[Exercise brief]: Only the lines from the one containing "Give me the" through the one containing "import React from 'react';" belong in the answer; copy them exactly and leave out pictures.

Code that builds pages:

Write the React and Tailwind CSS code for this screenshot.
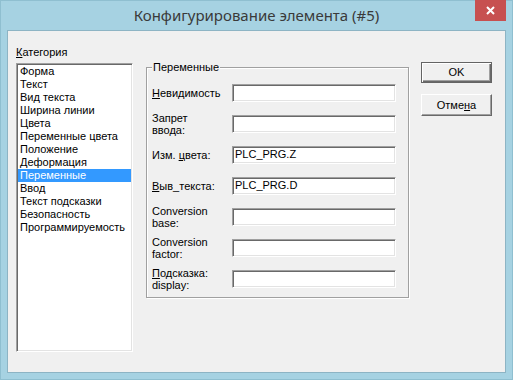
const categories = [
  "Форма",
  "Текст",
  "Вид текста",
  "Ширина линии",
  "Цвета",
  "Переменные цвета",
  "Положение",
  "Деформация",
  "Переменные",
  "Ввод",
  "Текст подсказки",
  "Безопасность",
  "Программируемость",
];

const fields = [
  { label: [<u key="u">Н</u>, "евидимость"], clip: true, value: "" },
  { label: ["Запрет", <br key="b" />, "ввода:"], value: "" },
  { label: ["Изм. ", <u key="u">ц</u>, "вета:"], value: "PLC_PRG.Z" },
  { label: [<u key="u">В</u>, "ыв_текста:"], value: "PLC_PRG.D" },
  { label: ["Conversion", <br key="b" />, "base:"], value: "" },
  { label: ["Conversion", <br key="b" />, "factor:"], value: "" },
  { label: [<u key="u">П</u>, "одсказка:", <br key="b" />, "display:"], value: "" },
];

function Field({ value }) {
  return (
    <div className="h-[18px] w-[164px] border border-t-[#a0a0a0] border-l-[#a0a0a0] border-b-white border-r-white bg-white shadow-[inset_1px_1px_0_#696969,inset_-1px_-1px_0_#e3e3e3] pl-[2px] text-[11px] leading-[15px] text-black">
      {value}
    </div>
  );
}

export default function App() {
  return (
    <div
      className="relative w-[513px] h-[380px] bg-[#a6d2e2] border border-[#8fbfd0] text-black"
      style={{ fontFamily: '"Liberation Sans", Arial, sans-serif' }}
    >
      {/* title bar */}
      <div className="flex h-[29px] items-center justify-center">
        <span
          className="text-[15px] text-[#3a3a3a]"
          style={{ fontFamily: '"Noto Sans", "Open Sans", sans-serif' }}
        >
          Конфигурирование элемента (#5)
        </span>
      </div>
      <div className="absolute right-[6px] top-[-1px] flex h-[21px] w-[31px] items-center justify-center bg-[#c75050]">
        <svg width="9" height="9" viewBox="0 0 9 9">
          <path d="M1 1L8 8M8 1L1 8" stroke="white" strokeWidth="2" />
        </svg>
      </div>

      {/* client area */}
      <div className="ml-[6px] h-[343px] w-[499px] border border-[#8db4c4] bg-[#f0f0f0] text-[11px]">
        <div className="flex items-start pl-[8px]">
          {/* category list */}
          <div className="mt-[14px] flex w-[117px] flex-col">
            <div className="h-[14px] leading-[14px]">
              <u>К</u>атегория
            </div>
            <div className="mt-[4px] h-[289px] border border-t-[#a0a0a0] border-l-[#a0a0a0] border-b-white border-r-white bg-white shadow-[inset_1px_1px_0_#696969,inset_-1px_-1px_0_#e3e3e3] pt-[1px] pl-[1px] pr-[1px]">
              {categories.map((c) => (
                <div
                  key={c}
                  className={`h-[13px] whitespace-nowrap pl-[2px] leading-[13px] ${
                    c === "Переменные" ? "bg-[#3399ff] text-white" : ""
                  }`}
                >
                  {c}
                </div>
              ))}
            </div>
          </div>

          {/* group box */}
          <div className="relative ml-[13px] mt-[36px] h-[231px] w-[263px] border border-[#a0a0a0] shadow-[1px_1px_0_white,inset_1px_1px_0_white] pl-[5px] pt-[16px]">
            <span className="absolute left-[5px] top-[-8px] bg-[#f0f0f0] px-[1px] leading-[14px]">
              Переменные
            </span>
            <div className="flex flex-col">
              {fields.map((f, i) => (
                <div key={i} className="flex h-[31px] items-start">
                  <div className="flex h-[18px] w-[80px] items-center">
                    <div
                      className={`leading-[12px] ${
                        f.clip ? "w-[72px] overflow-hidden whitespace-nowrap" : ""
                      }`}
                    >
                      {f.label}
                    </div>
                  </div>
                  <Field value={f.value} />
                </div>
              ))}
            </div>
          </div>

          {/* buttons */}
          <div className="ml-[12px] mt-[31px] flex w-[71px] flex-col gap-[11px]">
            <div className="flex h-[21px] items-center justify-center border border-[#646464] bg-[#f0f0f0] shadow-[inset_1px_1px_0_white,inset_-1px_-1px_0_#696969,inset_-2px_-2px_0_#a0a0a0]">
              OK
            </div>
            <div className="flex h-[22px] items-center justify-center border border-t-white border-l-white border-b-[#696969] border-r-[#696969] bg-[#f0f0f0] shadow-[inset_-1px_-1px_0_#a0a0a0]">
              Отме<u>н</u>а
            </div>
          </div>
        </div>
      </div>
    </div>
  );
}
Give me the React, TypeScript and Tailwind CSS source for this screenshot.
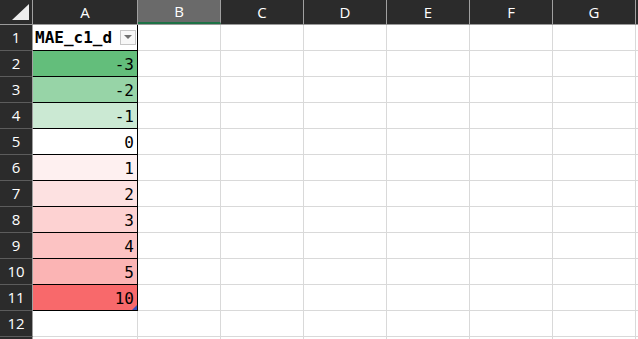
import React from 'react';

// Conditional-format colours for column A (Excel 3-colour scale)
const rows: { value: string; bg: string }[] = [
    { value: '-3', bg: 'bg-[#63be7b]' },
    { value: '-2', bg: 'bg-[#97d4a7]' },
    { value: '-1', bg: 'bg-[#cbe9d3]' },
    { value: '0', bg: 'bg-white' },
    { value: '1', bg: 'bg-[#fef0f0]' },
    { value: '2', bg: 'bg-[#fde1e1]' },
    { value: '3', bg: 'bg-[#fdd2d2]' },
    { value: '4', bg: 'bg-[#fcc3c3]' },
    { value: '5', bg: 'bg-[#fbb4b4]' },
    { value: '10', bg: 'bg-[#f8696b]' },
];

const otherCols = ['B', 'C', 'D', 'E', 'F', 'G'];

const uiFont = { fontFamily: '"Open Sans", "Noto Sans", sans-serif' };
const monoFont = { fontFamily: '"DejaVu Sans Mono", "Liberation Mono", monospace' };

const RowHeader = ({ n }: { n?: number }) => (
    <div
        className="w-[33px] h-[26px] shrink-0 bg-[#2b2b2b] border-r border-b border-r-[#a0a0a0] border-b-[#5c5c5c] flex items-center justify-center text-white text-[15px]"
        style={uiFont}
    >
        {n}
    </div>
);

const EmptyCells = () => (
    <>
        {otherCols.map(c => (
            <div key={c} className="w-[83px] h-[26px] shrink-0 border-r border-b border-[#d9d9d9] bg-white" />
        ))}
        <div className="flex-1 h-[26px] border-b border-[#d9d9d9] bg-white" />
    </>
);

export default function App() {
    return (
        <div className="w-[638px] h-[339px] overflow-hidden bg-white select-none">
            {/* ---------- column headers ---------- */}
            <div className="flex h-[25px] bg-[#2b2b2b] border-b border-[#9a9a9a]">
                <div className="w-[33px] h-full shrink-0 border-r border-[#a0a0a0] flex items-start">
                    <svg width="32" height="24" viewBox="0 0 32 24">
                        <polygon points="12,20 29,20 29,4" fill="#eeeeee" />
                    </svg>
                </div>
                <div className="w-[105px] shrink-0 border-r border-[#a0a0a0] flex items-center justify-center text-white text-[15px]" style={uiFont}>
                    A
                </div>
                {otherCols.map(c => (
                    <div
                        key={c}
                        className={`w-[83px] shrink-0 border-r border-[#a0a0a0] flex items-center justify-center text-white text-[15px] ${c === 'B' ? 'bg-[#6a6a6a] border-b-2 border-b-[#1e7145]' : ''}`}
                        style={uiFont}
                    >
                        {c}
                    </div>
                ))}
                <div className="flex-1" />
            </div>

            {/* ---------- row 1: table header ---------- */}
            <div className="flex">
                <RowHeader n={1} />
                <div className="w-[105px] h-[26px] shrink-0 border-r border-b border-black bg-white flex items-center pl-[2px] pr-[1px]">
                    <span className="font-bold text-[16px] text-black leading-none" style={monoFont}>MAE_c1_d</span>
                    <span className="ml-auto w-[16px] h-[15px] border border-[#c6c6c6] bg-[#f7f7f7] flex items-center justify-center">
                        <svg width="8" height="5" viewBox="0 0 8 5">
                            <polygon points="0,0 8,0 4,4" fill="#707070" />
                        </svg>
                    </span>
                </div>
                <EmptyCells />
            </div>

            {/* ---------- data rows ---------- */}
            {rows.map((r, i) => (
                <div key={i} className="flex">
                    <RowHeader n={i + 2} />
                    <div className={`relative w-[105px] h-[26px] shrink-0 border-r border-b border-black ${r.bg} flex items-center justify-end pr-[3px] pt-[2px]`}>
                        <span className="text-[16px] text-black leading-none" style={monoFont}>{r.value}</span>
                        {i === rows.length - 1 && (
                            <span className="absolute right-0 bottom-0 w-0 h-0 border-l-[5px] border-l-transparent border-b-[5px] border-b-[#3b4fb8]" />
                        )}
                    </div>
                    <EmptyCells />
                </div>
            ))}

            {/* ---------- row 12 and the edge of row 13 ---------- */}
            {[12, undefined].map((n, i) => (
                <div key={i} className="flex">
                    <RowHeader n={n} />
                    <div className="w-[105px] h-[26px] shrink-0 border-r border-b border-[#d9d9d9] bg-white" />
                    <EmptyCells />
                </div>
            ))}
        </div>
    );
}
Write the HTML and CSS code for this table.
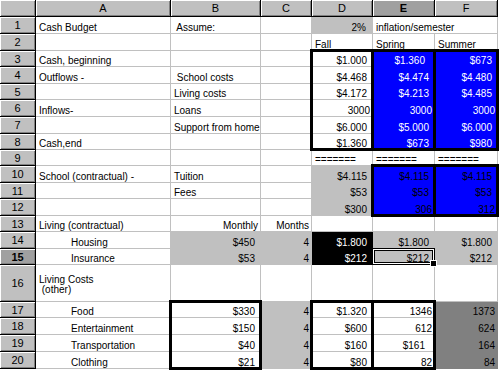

[Response to the exercise]:
Give me the React, TypeScript and Tailwind CSS source for this screenshot.
import React from 'react';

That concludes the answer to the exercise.